移除元素

Question

  Given an array nums and a value val, remove all instances of that value in-place and return the new length.
  Do not allocate extra space for another array, you must do this by modifying the input array in-place with O(1) extra memory.

Clarification:
  Confused why the returned value is an integer but your answer is an array?
  Note that the input array is passed in by reference, which means a modification to the input array will be known to the caller as well.
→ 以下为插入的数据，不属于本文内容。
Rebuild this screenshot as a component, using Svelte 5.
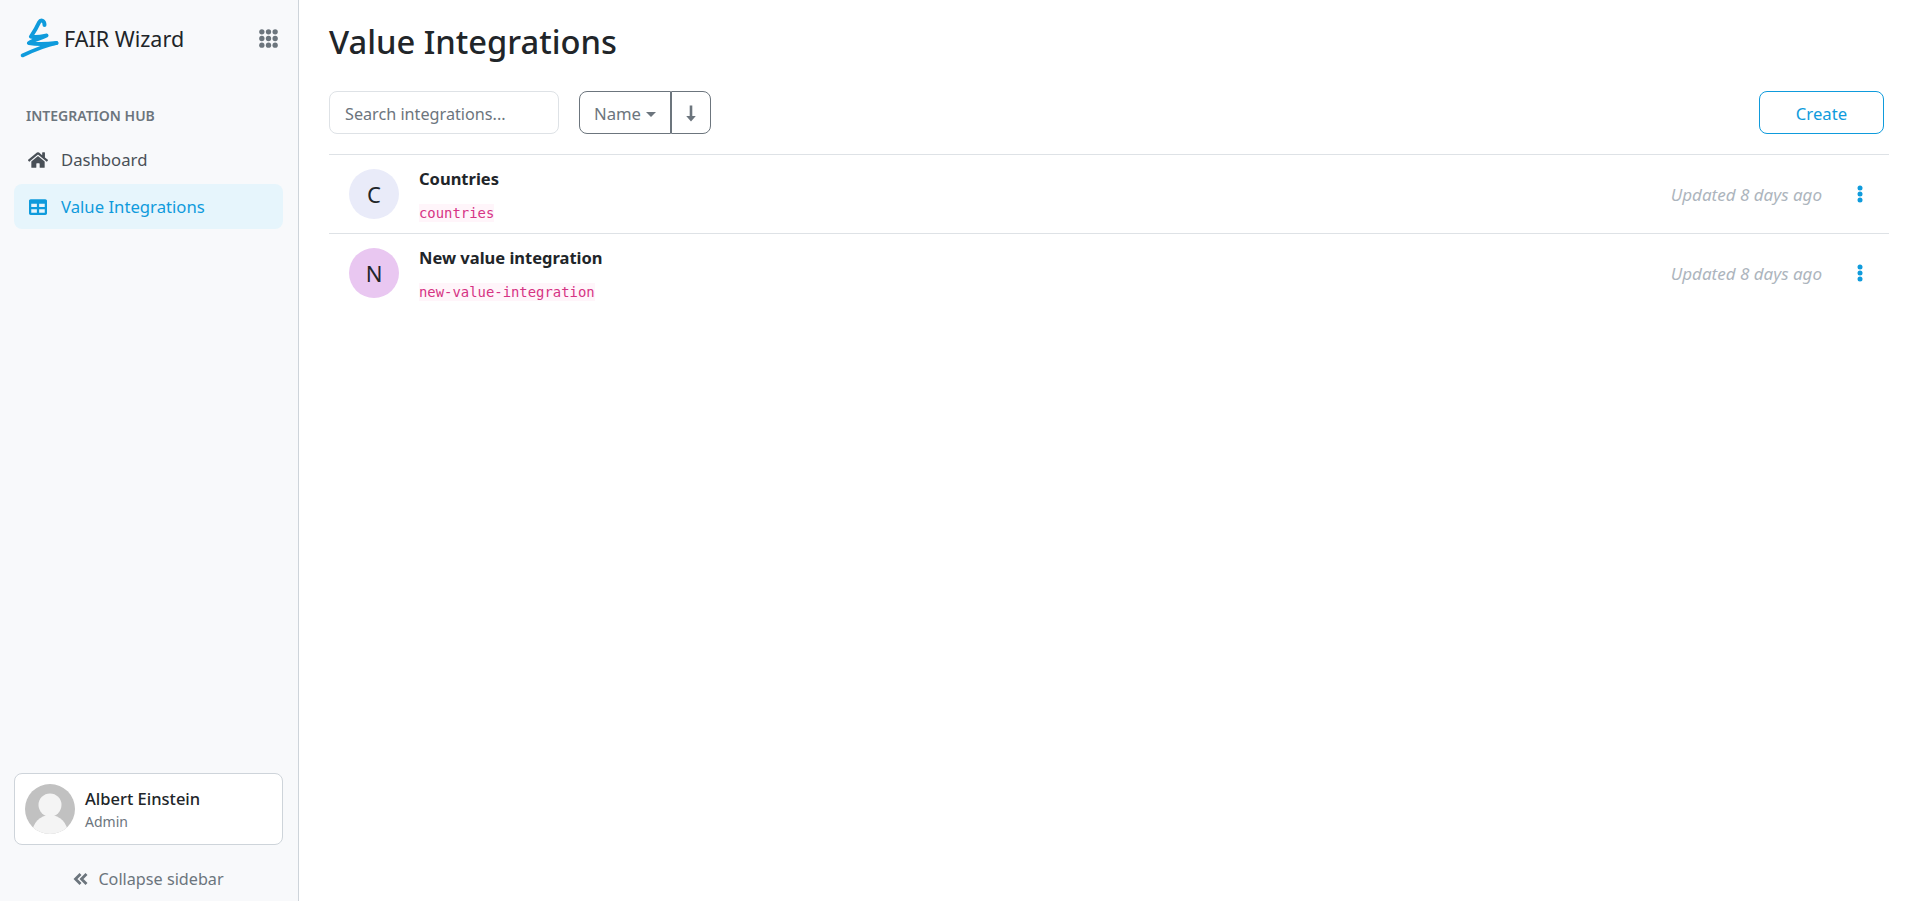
<script>
  let items = [
    { name: 'Countries', code: 'countries', letter: 'C', color: '#e9ebf9' },
    { name: 'New value integration', code: 'new-value-integration', letter: 'N', color: '#e9c7f1' }
  ];
</script>

<div class="layout">
  <aside class="sidebar">
    <div class="brand">
      <svg class="logo" width="40" height="40" viewBox="0 0 40 40" fill="none" stroke="#0f9bdc" stroke-linecap="round" stroke-linejoin="round">
        <path d="M24.500 7 C24.500 2.500 21 1 19 4.500 C17 9 14 14 11 18.500 C16 20 22 18.500 26.500 17.500 C20 21 13 22 9 25 C17 26.500 28 26 36.500 25" stroke-width="4" />
        <path d="M36.500 25 C25 27.500 12 33 2.500 37.500" stroke-width="3.600" />
      </svg>
      <span class="brand-name">FAIR Wizard</span>
      <svg class="grid-icon" width="19" height="19" viewBox="0 0 20 20" fill="#6c757d">
        {#each [3, 10, 17] as y}
          {#each [3, 10, 17] as x}
            <circle cx={x} cy={y} r="2.800" />
          {/each}
        {/each}
      </svg>
    </div>

    <div class="section-title">INTEGRATION HUB</div>
    <nav>
      <a class="nav-item" href="#dashboard">
        <svg width="20" height="18" viewBox="0 0 576 512" fill="currentColor"><path d="M280.4 148.3L96 300.1V464a16 16 0 0 0 16 16l112.1-.3a16 16 0 0 0 15.9-16V368a16 16 0 0 1 16-16h64a16 16 0 0 1 16 16v95.6a16 16 0 0 0 16 16.1L464 480a16 16 0 0 0 16-16V300L295.7 148.3a12.2 12.2 0 0 0-15.3 0zM571.6 251.5L488 182.6V44.1a12 12 0 0 0-12-12h-56a12 12 0 0 0-12 12v72.6L318.5 43a48 48 0 0 0-61 0L4.3 251.5a12 12 0 0 0-1.6 16.9l25.5 31A12 12 0 0 0 45.2 301l235.2-193.7a12.2 12.2 0 0 1 15.3 0L530.9 301a12 12 0 0 0 16.9-1.6l25.5-31a12 12 0 0 0-1.7-16.9z" /></svg>
        <span>Dashboard</span>
      </a>
      <a class="nav-item active" href="#values">
        <svg width="20" height="18" viewBox="0 0 512 512" fill="currentColor"><path d="M464 32H48C21.5 32 0 53.5 0 80v352c0 26.500 21.500 48 48 48h416c26.500 0 48-21.500 48-48V80c0-26.500-21.500-48-48-48zM224 416H64v-96h160v96zm0-160H64v-96h160v96zm224 160H288v-96h160v96zm0-160H288v-96h160v96z" /></svg>
        <span>Value Integrations</span>
      </a>
    </nav>

    <div class="spacer"></div>

    <div class="profile">
      <svg class="profile-pic" width="50" height="50" viewBox="0 0 50 50">
        <defs><clipPath id="pic"><circle cx="25" cy="25" r="25" /></clipPath></defs>
        <circle cx="25" cy="25" r="25" fill="#c1c1c1" />
        <g clip-path="url(#pic)" fill="#f4f4f4">
          <circle cx="25" cy="21" r="11.500" />
          <ellipse cx="25" cy="50" rx="18" ry="19" />
        </g>
      </svg>
      <div class="profile-info">
        <div class="profile-name">Albert Einstein</div>
        <div class="profile-role">Admin</div>
      </div>
    </div>

    <a class="collapse" href="#collapse">
      <svg width="15" height="14" viewBox="0 0 15 14" fill="none" stroke="#6c757d" stroke-width="2.800"><path d="M7.500 2 L2.500 7 L7.500 12 M13.500 2 L8.500 7 L13.500 12" /></svg>
      <span>Collapse sidebar</span>
    </a>
  </aside>

  <main class="content">
    <h1>Value Integrations</h1>
    <div class="toolbar">
      <input class="search" type="text" placeholder="Search integrations..." />
      <div class="sort">
        <button class="sort-name">Name<span class="caret"></span></button>
        <button class="sort-dir" aria-label="Sort direction">
          <svg width="10" height="17" viewBox="0 0 10 17" fill="#6c757d"><path d="M3.700 0.500h2.600v10.500h3.500L5 16.500 0.200 11h3.500z" /></svg>
        </button>
      </div>
      <button class="create">Create</button>
    </div>

    <div class="list">
      {#each items as item}
        <div class="row">
          <div class="avatar" style:background={item.color}>{item.letter}</div>
          <div class="info">
            <div class="title">{item.name}</div>
            <code>{item.code}</code>
          </div>
          <div class="updated">Updated 8 days ago</div>
          <svg class="more" width="6" height="18" viewBox="0 0 6 18" fill="#0f9bdc">
            <circle cx="3" cy="3" r="2.500" />
            <circle cx="3" cy="9" r="2.500" />
            <circle cx="3" cy="15" r="2.500" />
          </svg>
        </div>
      {/each}
    </div>
  </main>
</div>

<style>
  :global(body) {
    margin: 0;
    background: #fff;
    font-family: "Noto Sans", "Open Sans", sans-serif;
    color: #212529;
  }

  .layout {
    display: flex;
    height: 901px;
    overflow: hidden;
  }

  .sidebar {
    width: 299px;
    flex-shrink: 0;
    box-sizing: border-box;
    display: flex;
    flex-direction: column;
    background: #f8f9fb;
    border-right: 1px solid #ced4da;
    padding: 0 15px 0 14px;
  }

  .brand {
    display: flex;
    align-items: center;
    height: 76px;
    margin-left: 6px;
  }

  .logo {
    flex-shrink: 0;
  }

  .brand-name {
    font-size: 21.500px;
    margin-left: 4px;
    color: #212529;
    flex: 1;
  }

  .grid-icon {
    margin-right: 5px;
  }

  .section-title {
    margin: 30px 0 0 12px;
    font-size: 14px;
    font-weight: 600;
    color: #6c757d;
    line-height: 20px;
  }

  nav {
    margin-top: 11px;
    display: flex;
    flex-direction: column;
    gap: 2px;
  }

  .nav-item {
    display: flex;
    align-items: center;
    gap: 13px;
    height: 45px;
    padding-left: 14px;
    border-radius: 8px;
    color: #495057;
    font-size: 16.700px;
    text-decoration: none;
  }

  .nav-item.active {
    background: #e6f5fc;
    color: #0f9bdc;
  }

  .spacer {
    flex: 1;
  }

  .profile {
    display: flex;
    align-items: center;
    gap: 10px;
    height: 72px;
    box-sizing: border-box;
    padding-left: 10px;
    background: #fff;
    border: 1px solid #ced4da;
    border-radius: 8px;
  }

  .profile-name {
    font-size: 16.500px;
    font-weight: 500;
    line-height: 24px;
    color: #212529;
  }

  .profile-role {
    font-size: 14px;
    line-height: 21px;
    color: #6c757d;
  }

  .collapse {
    display: flex;
    align-items: center;
    justify-content: center;
    gap: 10px;
    height: 56px;
    box-sizing: border-box;
    padding-top: 12px;
    color: #6c757d;
    font-size: 16.200px;
    text-decoration: none;
  }

  .content {
    flex: 1;
    min-width: 0;
    padding: 0 29px 0 30px;
  }

  h1 {
    margin: 0;
    padding-top: 18px;
    font-size: 32.700px;
    font-weight: 500;
    line-height: 47px;
    color: #212529;
  }

  .toolbar {
    display: flex;
    align-items: stretch;
    height: 43px;
    margin-top: 26px;
    padding-right: 5px;
  }

  .search {
    width: 230px;
    box-sizing: border-box;
    padding: 2px 15px 0;
    border: 1px solid #dee2e6;
    border-radius: 8px;
    font: inherit;
    font-size: 16.200px;
    color: #212529;
    outline: none;
  }

  .search::placeholder {
    color: #6c757d;
    opacity: 1;
  }

  .sort {
    display: flex;
    margin-left: 20px;
  }

  .sort button {
    background: #fff;
    border: 1px solid #6c757d;
    color: #6c757d;
    font: inherit;
    font-size: 16.700px;
    padding: 2px 0 0;
    display: flex;
    align-items: center;
    justify-content: center;
  }

  .sort-name {
    width: 92px;
    border-radius: 8px 0 0 8px;
    gap: 5px;
  }

  .sort-dir {
    width: 40px;
    border-radius: 0 8px 8px 0;
  }

  .caret {
    width: 0;
    height: 0;
    margin-top: 1px;
    border-top: 5px solid #6c757d;
    border-left: 5px solid transparent;
    border-right: 5px solid transparent;
  }

  .create {
    margin-left: auto;
    width: 125px;
    padding-top: 2px;
    background: #fff;
    border: 1px solid #0f9bdc;
    border-radius: 8px;
    color: #0f9bdc;
    font: inherit;
    font-size: 16.700px;
  }

  .list {
    margin-top: 20px;
  }

  .row {
    display: flex;
    align-items: center;
    height: 79px;
    box-sizing: border-box;
    border-top: 1px solid #dee2e6;
    padding-left: 20px;
  }

  .avatar {
    width: 50px;
    height: 50px;
    flex-shrink: 0;
    border-radius: 50%;
    display: flex;
    align-items: center;
    justify-content: center;
    font-size: 22px;
    color: #212529;
  }

  .info {
    margin-left: 20px;
    flex: 1;
    display: flex;
    flex-direction: column;
    align-items: flex-start;
  }

  .title {
    font-size: 16.500px;
    font-weight: 700;
    line-height: 24px;
    color: #212529;
  }

  code {
    margin-top: 13px;
    font-family: "DejaVu Sans Mono", "Liberation Mono", monospace;
    font-size: 13.900px;
    line-height: 18px;
    color: #d63384;
    background: #fff5fa;
  }

  .updated {
    font-size: 17px;
    font-style: italic;
    color: #adb5bd;
  }

  .more {
    margin: 0 26px 0 35px;
  }
</style>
Internally you can think of this:

 // nums is passed in by reference. (i.e., without making a copy)
int len = removeElement(nums, val);

// any modification to nums in your function would be known by the caller.
// using the length returned by your function, it prints the first len elements.
for (int i = 0; i < len; i++) {
    print(nums[i]);
}

**Example 1: **

Input: nums = [3,2,2,3], val = 3
Output: 2, nums = [2,2]
Explanation: Your function should return length = 2, with the first two elements of nums being 2
It doesn’t matter what you leave beyond the returned length. For example if you return 2 with nums = [2,2,3,3] or nums = [2,3,0,0], your answer will be accepted.

**Example 2: **

Input: nums = [0,1,2,2,3,0,4,2], val = 2
Output: 5, nums = [0,1,4,0,3]
Explanation: Your function should return length = 5 ,with the first five elements of nums containing 0, 1, 3, 0 and 4.Note that the order of those five elements can be arbitrary. It doesn’t matter what values are set beyond the returned length.

Constrains:

• 0 <= nums.length() <= 100
• 0 <= nums[i] <= 50
• 0 <= val <= 100

Answer

思路一

  堆栈法: 首先将nums中不等于val的值全部入栈，再将nums清空。再将没有val值的res的值重新的一一赋给nums，同时将res中的值一一弹出，最后直接返回nums数组的size即可。时间复杂度为O(n),空间复杂度为O(1).具体代码如下:

     class Solution {
public:
    int removeElement(vector<int>& nums, int val) {
        int n = nums.size();
        stack<int> res;
        
        for (int i = 0 ; i < n ;i++) {
            if (nums[i] != val) 
                res.push(nums[i]);
        }
        
        nums.clear();
        
        for (int i = 0 ; i < n ; i++) {
            if (!res.empty())
                nums.push_back(res.top()),res.pop();
        }
        return nums.size();
    }
};

思路二

  双指针法: 首先快慢指针置0，进入循环。如果nums数组对应的值不等于val,那么就把当前nums[fast]的值赋给nums[slow++]。如果相等那么fast就自增，最后结果返回slow的值。时间复杂度位O(n),空间复杂度O(1),具体代码如下：

class Solution {
public:
    int removeElement(vector<int>& nums, int val) {
        int slow = 0,size = nums.size(),fast = 0;
        
        while (fast < size) {
            if (nums[fast] != val) {
                nums[slow++] = nums[fast];
            }
            fast++;
        }
        return slow;
    }
};